Choreography: Making It Move
Stage movement and choreography are not restricted to blockbuster musicals. Even routine movements such as walking across a stage or placing a book on a table are part of a nonverbal vocabulary that conveys feeling, drama and character to an audience. Movement can be as important as the spoken word. The Chicago Theater Collection best represents this elusive activity through a large body of production prompt scripts. A prompt script is a two-dimensional manifestation of what happens on stage, and not only records movement as imagined by the playwright, but notes and transcribes the director’s and performers’ interpretation of that movement, and how it is rendered technically and dramatically. Productions with dance numbers or fight sequences pose different challenges and often require the expertise of an additional artistic staff member, the choreographer. This specialist creates the movement appropriate to the scenes, whether they be two-person tangos or full-blown sword fights. Records such as dance and fight notations, rehearsal photographs and production staff meeting minutes give insight into the way choreographed movement is incorporated into the drama.
The Stage Manager: Holding All the Strings
An indispensable member of any production is the stage manager, the moving force behind much of the play’s backstage activity. The sheer number of duties a stage manager performs is infinite and covers much of the everyday business of a show, including scheduling auditions and rehearsals, arranging meetings between the director and design teams, and coordinating the efforts of the sound, light and set technicians. The stage manager is also present at every performance.
The Chicago Theater Collection is rich in the documentation of a stage manager’s tasks. Memos, lists and reports are well represented and give researchers insight as to how and why the stage manager interacts with the entire company: the cast, the artistic staff, the crew and the people in the box office. The collection’s large number of prompt scripts provides detailed information for literally hundreds of Chicago productions. These resources contain cast contact sheets and rehearsal schedules, stage blocking, light and sound cues, prop lists, off- and on-stage presets, line changes and general stage directions. The stage manager’s prompt is the most complete record of a show existing outside of a videotape, and the Library’s collection is unique among performing arts repositories.
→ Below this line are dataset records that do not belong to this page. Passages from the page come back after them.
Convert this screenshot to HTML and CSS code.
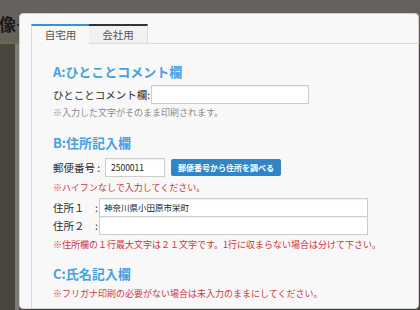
FILE: index.html
```html
<!DOCTYPE html>
<html lang="ja">
<head>
<meta charset="utf-8">
<link rel="stylesheet" href="styles.css">
</head>
<body>
<div class="page">
  <div class="page-head"><span class="page-title">像イ</span></div>
  <div class="page-rule"></div>
  <div class="page-body"><div class="page-stripe"></div></div>
</div>
<div class="modal">
  <div class="tabs">
    <div class="tab active">自宅用</div>
    <div class="tab">会社用</div>
  </div>
  <div class="panel">
    <h2 class="sec first">A:ひとことコメント欄</h2>
    <div class="row row-a">
      <span class="lbl">ひとことコメント欄:</span>
      <span class="inp inp-a"></span>
    </div>
    <p class="note gray">※入力した文字がそのまま印刷されます。</p>

    <h2 class="sec">B:住所記入欄</h2>
    <div class="row row-zip">
      <span class="lbl lbl-zip">郵便番号&nbsp;:</span>
      <span class="inp inp-zip">2500011</span>
      <span class="btn">郵便番号から住所を調べる</span>
    </div>
    <p class="note red n1">※ハイフンなしで入力してください。</p>
    <div class="row row-addr">
      <span class="lbl lbl-addr">住所１　:</span>
      <span class="inp inp-addr">神奈川県小田原市栄町</span>
    </div>
    <div class="row row-addr second">
      <span class="lbl lbl-addr">住所２　:</span>
      <span class="inp inp-addr"></span>
    </div>
    <p class="note red n2">※住所欄の１行最大文字は２１文字です。1行に収まらない場合は分けて下さい。</p>

    <h2 class="sec c">C:氏名記入欄</h2>
    <p class="note red n3">※フリガナ印刷の必要がない場合は未入力のままにしてください。</p>
  </div>
</div>
</body>
</html>
```
FILE: styles.css
```css
* { box-sizing: border-box; }
html, body { margin: 0; padding: 0; }
body {
  width: 420px;
  height: 310px;
  overflow: hidden;
  position: relative;
  background: #4b4741;
  font-family: "Noto Sans CJK JP", "Noto Sans", sans-serif;
  color: #333;
}
.page { display: flex; flex-direction: column; height: 310px; }
.page-head {
  height: 42px;
  background: #65615d;
  padding-top: 12px;
  overflow: hidden;
  white-space: nowrap;
}
.page-title { font-size: 17px; font-weight: 700; color: #1a1a1a; line-height: 20px; margin-left: -1px; }
.page-rule { height: 2px; background: #6d6c42; }
.page-body { flex: 1; background: #4a463f; position: relative; }
.page-stripe { position: absolute; left: 15px; top: 0; bottom: 0; width: 4px; background: #7f7b74; }

.modal {
  position: absolute;
  left: 19px;
  top: 13px;
  width: 400px;
  height: 296px;
  background: #f8f8f8;
  border: 1px solid #cfcfcf;
  border-radius: 4px;
  padding: 10px 0 0 11px;
  overflow: hidden;
}
.tabs {
  display: flex;
  height: 20px;
  border-bottom: 1px solid #dcdcdc;
}
.tab {
  font-size: 10.5px;
  line-height: 17px;
  color: #555;
  text-align: center;
  background: #f1f1f1;
  border-top: 2px solid #333;
  border-right: 1px solid #dcdcdc;
  width: 59px;
}
.tab.active {
  width: 58px;
  background: #f8f8f8;
  border-top-color: #3b8fd6;
  border-left: 1px solid #dcdcdc;
  border-right: none;
  height: 20px;
}
.panel {
  border-left: 1px solid #dcdcdc;
  height: 300px;
  padding: 20px 0 0 21px;
}
.sec {
  margin: 16px 0 0;
  font-size: 13px;
  line-height: 16px;
  font-weight: 700;
  color: #46a1e3;
}
.sec.first { margin-top: 0; }
.sec.c { margin-top: 15px; }
.row { display: flex; align-items: center; }
.lbl { font-size: 10.5px; line-height: 14px; color: #2e2e2e; white-space: nowrap; }
.inp {
  display: block;
  height: 19px;
  background: #fff;
  border: 1px solid #cdcdcd;
  box-shadow: inset 0 1px 1px rgba(0,0,0,0.06);
  font-size: 8.5px;
  line-height: 17px;
  padding-left: 4px;
  color: #222;
}
.row-a { margin-top: 5px; }
.inp-a { width: 158px; margin-left: 1px; }
.note { margin: 0; font-size: 9px; line-height: 12px; white-space: nowrap; }
.gray { color: #8a8a8a; margin-top: 3px; }
.red { color: #d2343c; }
.row-zip { margin-top: 7px; }
.lbl-zip { width: 52px; }
.inp-zip { width: 60px; padding-left: 5px; }
.btn {
  margin-left: 6px;
  width: 110px;
  height: 17px;
  background: #2e86c9;
  border-radius: 2px;
  color: #fff;
  font-size: 8px;
  font-weight: 700;
  line-height: 17px;
  text-align: center;
}
.n1 { margin-top: 5px; }
.row-addr { margin-top: 4px; }
.row-addr.second { margin-top: -1px; }
.lbl-addr { width: 46px; }
.inp-addr { width: 269px; }
.n2 { margin-top: 4px; }
.n3 { margin-top: 6px; }
```
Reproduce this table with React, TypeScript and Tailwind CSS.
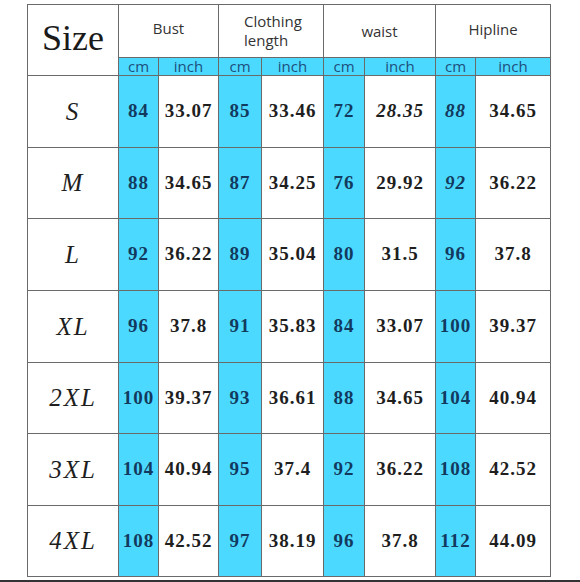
import React from 'react';

type Cell = { v: string; i?: boolean };

const rows: { size: string; vals: Cell[] }[] = [
  { size: 'S', vals: [{ v: '84' }, { v: '33.07' }, { v: '85' }, { v: '33.46' }, { v: '72' }, { v: '28.35', i: true }, { v: '88', i: true }, { v: '34.65' }] },
  { size: 'M', vals: [{ v: '88' }, { v: '34.65' }, { v: '87' }, { v: '34.25' }, { v: '76' }, { v: '29.92' }, { v: '92', i: true }, { v: '36.22' }] },
  { size: 'L', vals: [{ v: '92' }, { v: '36.22' }, { v: '89' }, { v: '35.04' }, { v: '80' }, { v: '31.5' }, { v: '96' }, { v: '37.8' }] },
  { size: 'XL', vals: [{ v: '96' }, { v: '37.8' }, { v: '91' }, { v: '35.83' }, { v: '84' }, { v: '33.07' }, { v: '100' }, { v: '39.37' }] },
  { size: '2XL', vals: [{ v: '100' }, { v: '39.37' }, { v: '93' }, { v: '36.61' }, { v: '88' }, { v: '34.65' }, { v: '104' }, { v: '40.94' }] },
  { size: '3XL', vals: [{ v: '104' }, { v: '40.94' }, { v: '95' }, { v: '37.4' }, { v: '92' }, { v: '36.22' }, { v: '108' }, { v: '42.52' }] },
  { size: '4XL', vals: [{ v: '108' }, { v: '42.52' }, { v: '97' }, { v: '38.19' }, { v: '96' }, { v: '37.8' }, { v: '112' }, { v: '44.09' }] },
];

const units = ['cm', 'inch', 'cm', 'inch', 'cm', 'inch', 'cm', 'inch'];

export default function App() {
  return (
    <div className="w-[580px] h-[582px] bg-white overflow-hidden">
      <div className="pl-[27px] pt-1">
        <div className="grid w-max bg-[#6a6a6a] p-px gap-px grid-cols-[90px_39px_59px_42px_61px_40px_70px_39px_74px] grid-rows-[52px_17px_71px_70px_71px_71px_70px_71px_70px]">
          {/* header */}
          <div className="row-span-2 bg-white flex items-center justify-center pb-1 text-[36px] text-[#1a1a1a] font-['Liberation_Serif','Times_New_Roman',serif]">
            Size
          </div>
          <div className="col-span-2 bg-white flex items-center justify-center pb-1.5 text-[15px] text-[#333] font-['Open_Sans','Noto_Sans',sans-serif]">
            Bust
          </div>
          <div className="col-span-2 bg-white flex flex-col items-start justify-center pl-[25px] text-[15px] leading-[19px] text-[#333] font-['Open_Sans','Noto_Sans',sans-serif]">
            <span>Clothing</span>
            <span>length</span>
          </div>
          <div className="col-span-2 bg-white flex items-center justify-center text-[15px] text-[#333] font-['Open_Sans','Noto_Sans',sans-serif]">
            waist
          </div>
          <div className="col-span-2 bg-white flex items-center justify-center pb-1 text-[15px] text-[#333] font-['Open_Sans','Noto_Sans',sans-serif]">
            Hipline
          </div>
          {units.map((u, k) => (
            <div key={k} className="bg-[#4cd9ff] flex items-center justify-center text-[15px] leading-none text-[#1d4f7c] font-['Open_Sans','Noto_Sans',sans-serif]">
              {u}
            </div>
          ))}
          {/* body */}
          {rows.map((r) => (
            <React.Fragment key={r.size}>
              <div className="bg-white flex items-center justify-center italic text-[25px] tracking-[2px] text-[#1e1e1e] font-['Liberation_Serif','Times_New_Roman',serif]">
                {r.size}
              </div>
              {r.vals.map((c, k) => (
                <div
                  key={k}
                  className={
                    "flex items-center justify-center font-bold text-[19px] tracking-[1px] font-['Liberation_Serif','Times_New_Roman',serif] " +
                    (k % 2 === 0 ? 'bg-[#4cd9ff] text-[#123a5e]' : 'bg-white text-[#1e1e1e]') +
                    (c.i ? ' italic' : '')
                  }
                >
                  {c.v}
                </div>
              ))}
            </React.Fragment>
          ))}
        </div>
      </div>
      <div className="mt-[3px] h-[2px] bg-[#333]" />
    </div>
  );
}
Posters, Programs and Promos: The Spotlight of Publicity
Essential steps in a play’s production do not occur only during rehearsals or set construction. Behind the scenes, someone must make sure that basic information about the performances is available: Where will the show take place? What time does it begin? How long will it run? Who is starring in it? Who is the director? What kind of person does this play appeal to? Beyond answering these questions, however, publicizing a show does more than just create an audience, it also forges a relationship between a theater company and its community. Most theaters, even the smallest companies, have on staff someone who works to market productions. The Chicago Theater Collection contains an enormous body of promotional material: from professionally designed posters to mimeographed flyers, and from glossy press kits to handwritten media lists. As a whole, these materials reveal the different marketing strategies theaters employ and offer researchers an understanding of the emphasis individual companies place on publicity and promotion.